EXERCISE DIRECTIONS - Extract every line where the string "components" appears.
— Begin MATERIAL —
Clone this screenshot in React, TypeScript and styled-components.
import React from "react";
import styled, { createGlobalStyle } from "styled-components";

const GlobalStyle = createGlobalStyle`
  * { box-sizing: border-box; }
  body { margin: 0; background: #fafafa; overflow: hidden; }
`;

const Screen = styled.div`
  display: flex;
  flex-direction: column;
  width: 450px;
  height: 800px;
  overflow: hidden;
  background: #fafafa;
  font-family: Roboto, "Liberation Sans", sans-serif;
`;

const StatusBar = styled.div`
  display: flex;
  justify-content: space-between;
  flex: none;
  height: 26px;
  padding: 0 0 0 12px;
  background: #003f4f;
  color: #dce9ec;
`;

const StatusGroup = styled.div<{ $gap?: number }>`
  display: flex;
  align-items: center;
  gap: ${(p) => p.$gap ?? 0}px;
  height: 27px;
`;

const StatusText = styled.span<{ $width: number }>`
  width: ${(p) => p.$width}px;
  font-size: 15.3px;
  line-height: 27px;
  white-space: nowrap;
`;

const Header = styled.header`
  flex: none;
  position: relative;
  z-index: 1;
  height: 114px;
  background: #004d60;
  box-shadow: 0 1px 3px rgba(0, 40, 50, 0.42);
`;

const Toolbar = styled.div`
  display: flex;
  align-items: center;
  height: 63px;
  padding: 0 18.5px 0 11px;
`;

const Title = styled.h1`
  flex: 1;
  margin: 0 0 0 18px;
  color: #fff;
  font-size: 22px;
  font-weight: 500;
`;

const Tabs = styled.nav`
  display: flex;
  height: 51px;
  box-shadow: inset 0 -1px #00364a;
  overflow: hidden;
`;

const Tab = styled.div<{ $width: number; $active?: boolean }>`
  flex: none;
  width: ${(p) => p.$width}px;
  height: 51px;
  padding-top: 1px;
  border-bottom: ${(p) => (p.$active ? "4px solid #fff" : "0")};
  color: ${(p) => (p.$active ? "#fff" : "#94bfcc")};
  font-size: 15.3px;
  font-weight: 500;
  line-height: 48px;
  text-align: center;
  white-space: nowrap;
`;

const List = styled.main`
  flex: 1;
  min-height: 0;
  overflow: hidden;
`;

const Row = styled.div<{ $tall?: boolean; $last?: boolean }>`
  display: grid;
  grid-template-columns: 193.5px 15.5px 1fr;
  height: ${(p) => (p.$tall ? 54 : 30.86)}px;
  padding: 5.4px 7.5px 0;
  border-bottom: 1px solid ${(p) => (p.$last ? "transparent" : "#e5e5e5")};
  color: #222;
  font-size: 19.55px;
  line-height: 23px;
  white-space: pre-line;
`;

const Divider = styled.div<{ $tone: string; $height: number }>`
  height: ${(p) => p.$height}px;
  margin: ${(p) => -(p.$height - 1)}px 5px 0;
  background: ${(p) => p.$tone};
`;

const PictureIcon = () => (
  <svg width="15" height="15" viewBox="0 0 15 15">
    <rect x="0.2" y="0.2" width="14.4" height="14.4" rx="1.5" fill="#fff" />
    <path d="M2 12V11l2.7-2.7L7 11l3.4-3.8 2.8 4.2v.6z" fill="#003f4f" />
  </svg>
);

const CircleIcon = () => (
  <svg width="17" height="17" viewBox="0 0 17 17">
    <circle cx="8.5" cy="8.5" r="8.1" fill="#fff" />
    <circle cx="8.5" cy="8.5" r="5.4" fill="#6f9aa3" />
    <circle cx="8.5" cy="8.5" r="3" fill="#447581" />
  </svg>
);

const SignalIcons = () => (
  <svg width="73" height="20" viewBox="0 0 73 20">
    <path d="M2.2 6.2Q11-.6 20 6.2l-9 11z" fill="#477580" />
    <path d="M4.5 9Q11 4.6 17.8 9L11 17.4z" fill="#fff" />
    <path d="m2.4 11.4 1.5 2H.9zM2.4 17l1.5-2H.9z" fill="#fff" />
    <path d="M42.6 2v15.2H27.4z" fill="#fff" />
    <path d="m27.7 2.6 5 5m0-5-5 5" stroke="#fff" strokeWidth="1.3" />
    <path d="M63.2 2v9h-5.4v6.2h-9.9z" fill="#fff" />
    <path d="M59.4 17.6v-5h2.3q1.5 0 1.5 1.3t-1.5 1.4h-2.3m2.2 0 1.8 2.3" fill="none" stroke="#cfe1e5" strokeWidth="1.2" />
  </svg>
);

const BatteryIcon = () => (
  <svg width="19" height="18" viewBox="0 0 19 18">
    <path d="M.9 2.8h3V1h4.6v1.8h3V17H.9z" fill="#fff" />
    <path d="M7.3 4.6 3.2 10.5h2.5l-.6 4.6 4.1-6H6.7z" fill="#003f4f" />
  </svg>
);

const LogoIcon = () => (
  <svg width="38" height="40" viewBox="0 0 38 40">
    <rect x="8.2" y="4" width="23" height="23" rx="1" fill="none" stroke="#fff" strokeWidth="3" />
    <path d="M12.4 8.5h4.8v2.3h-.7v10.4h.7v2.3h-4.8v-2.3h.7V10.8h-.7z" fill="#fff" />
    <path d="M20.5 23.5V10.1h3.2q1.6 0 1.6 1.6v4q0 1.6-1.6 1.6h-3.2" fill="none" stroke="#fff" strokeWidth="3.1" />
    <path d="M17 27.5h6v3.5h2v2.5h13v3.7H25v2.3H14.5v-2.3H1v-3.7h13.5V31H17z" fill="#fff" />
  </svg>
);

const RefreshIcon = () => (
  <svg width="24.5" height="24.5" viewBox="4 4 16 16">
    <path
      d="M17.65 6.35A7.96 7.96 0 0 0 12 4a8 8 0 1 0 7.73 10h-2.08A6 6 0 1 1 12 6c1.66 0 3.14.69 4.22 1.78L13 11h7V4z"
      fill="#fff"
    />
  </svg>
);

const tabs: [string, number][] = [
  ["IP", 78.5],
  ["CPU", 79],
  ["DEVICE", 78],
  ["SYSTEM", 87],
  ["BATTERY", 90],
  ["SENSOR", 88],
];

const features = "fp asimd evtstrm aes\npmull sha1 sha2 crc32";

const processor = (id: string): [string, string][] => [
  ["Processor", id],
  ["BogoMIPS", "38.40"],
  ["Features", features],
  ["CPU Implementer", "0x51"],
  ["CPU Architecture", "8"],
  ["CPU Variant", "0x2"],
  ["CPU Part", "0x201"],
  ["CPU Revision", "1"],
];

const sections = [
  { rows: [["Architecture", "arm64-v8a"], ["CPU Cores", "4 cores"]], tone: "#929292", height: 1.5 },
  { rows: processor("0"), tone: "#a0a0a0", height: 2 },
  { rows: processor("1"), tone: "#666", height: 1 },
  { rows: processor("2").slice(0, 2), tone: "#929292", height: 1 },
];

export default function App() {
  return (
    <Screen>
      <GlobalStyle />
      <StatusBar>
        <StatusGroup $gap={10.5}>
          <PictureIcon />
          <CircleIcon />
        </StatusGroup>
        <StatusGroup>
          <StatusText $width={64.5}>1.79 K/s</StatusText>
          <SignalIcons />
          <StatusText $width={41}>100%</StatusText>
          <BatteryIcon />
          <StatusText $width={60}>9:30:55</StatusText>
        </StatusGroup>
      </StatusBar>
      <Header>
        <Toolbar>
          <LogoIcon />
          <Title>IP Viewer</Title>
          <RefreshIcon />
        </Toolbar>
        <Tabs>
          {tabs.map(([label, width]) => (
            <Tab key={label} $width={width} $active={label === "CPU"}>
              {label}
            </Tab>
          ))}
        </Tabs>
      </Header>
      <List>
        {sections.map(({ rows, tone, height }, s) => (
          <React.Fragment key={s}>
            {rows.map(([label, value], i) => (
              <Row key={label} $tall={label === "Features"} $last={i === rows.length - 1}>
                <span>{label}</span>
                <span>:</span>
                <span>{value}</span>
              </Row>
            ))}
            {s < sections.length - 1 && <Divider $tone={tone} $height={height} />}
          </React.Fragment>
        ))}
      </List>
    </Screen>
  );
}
— End MATERIAL —
EXERCISE SOLUTION -
Clone this screenshot in React, TypeScript and styled-components.
import styled, { createGlobalStyle } from "styled-components";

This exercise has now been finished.